Amazon ‘prepares mass job cuts’ as sales slow

Amazon is preparing to cut thousands of office jobs amid slowing sales and concerns about an economic downturn, according to reports.

The reductions could affect roughly 3% of office staff at the e-commerce giant – or about 10,000 people – US media reported, citing anonymous sources.

The cuts are expected to affect divisions such as personal devices and e-commerce.

Amazon did not respond to a request for comment.

The company had already introduced a hiring freeze and halted some of its warehouse expansions, warning it had over-hired during the pandemic. It has also taken steps to shut some parts of its business, cancelling projects such as a personal delivery robot.

Last week, the company said that reducing expenses would be a focus in its annual review of business operations.

“As part of this year’s review, we’re of course taking into account the current macro-environment and considering opportunities to optimize costs,” the company said in a statement then.

The exact number of jobs that will be cut remains fluid, according to media reports.

Amazon has been grappling with a slowdown in online sales after business boomed during the pandemic.

Though overall revenue rose 15% in the most recent quarter, the firm has remained cautious about the outlook as the slowdown expands into other areas, including its cloud computing unit, Amazon Web Services, which has long powered its profits.

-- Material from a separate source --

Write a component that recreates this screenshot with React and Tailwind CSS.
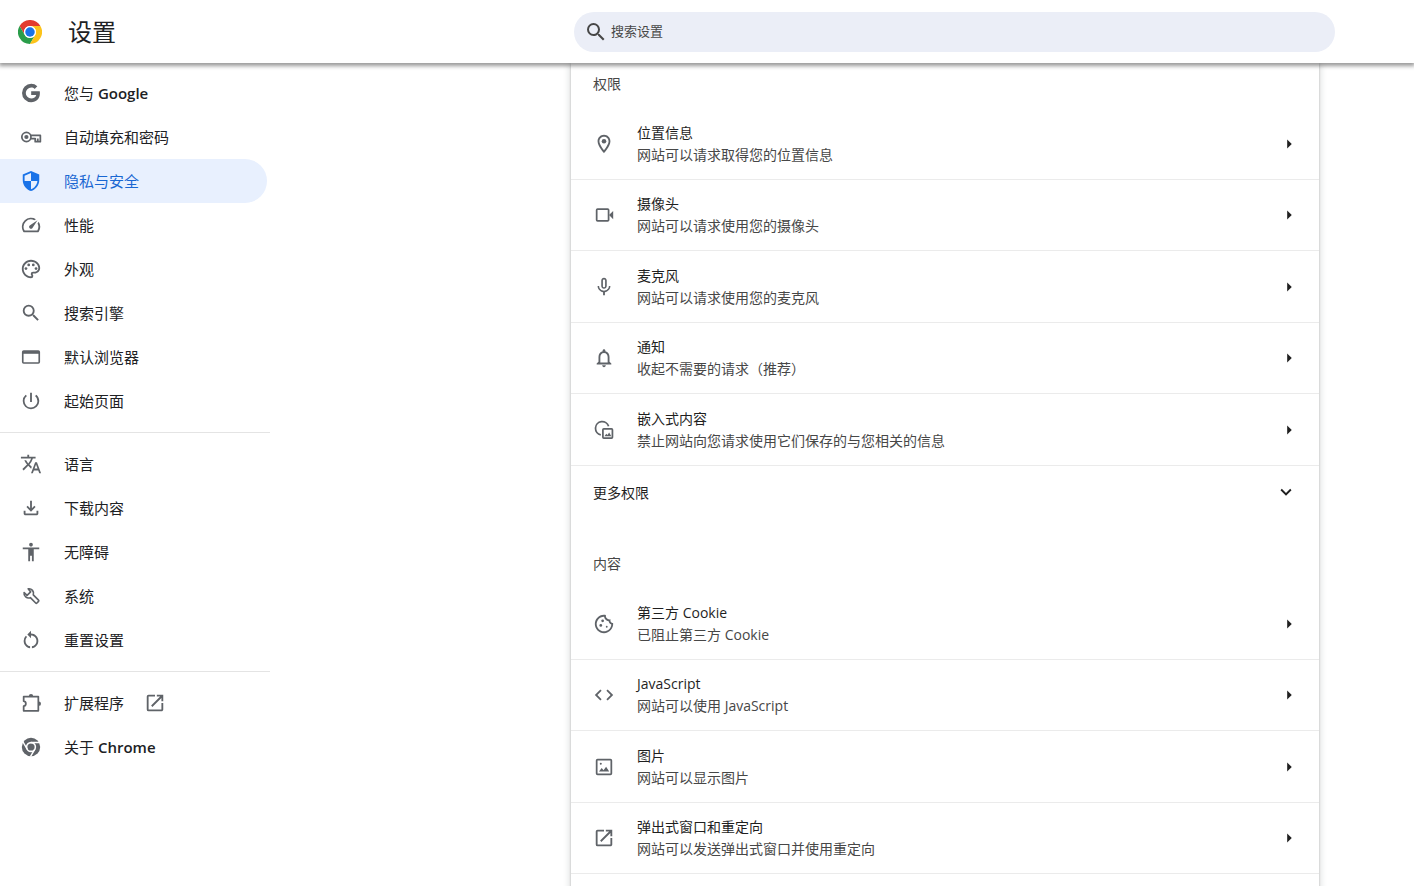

Founder Jeff Bezos, who has stepped down as chief executive but remains chairman of the board, has said on social media that it was a time to “batten down the hatches”.

Amazon joins a string of other tech companies that have announced job cuts, warning of a downturn in the economy. The list includes Meta, parent of Facebook, Instagram and WhatsApp, who also recently said it would cut 11,000 jobs – the biggest reduction in its history or roughly 13% of its workforce.

Overall US-based tech companies shed more than 28,000 jobs so far this year, more than double a year earlier according to a report by Challenger, Gray & Christmas, which tracks such announcements.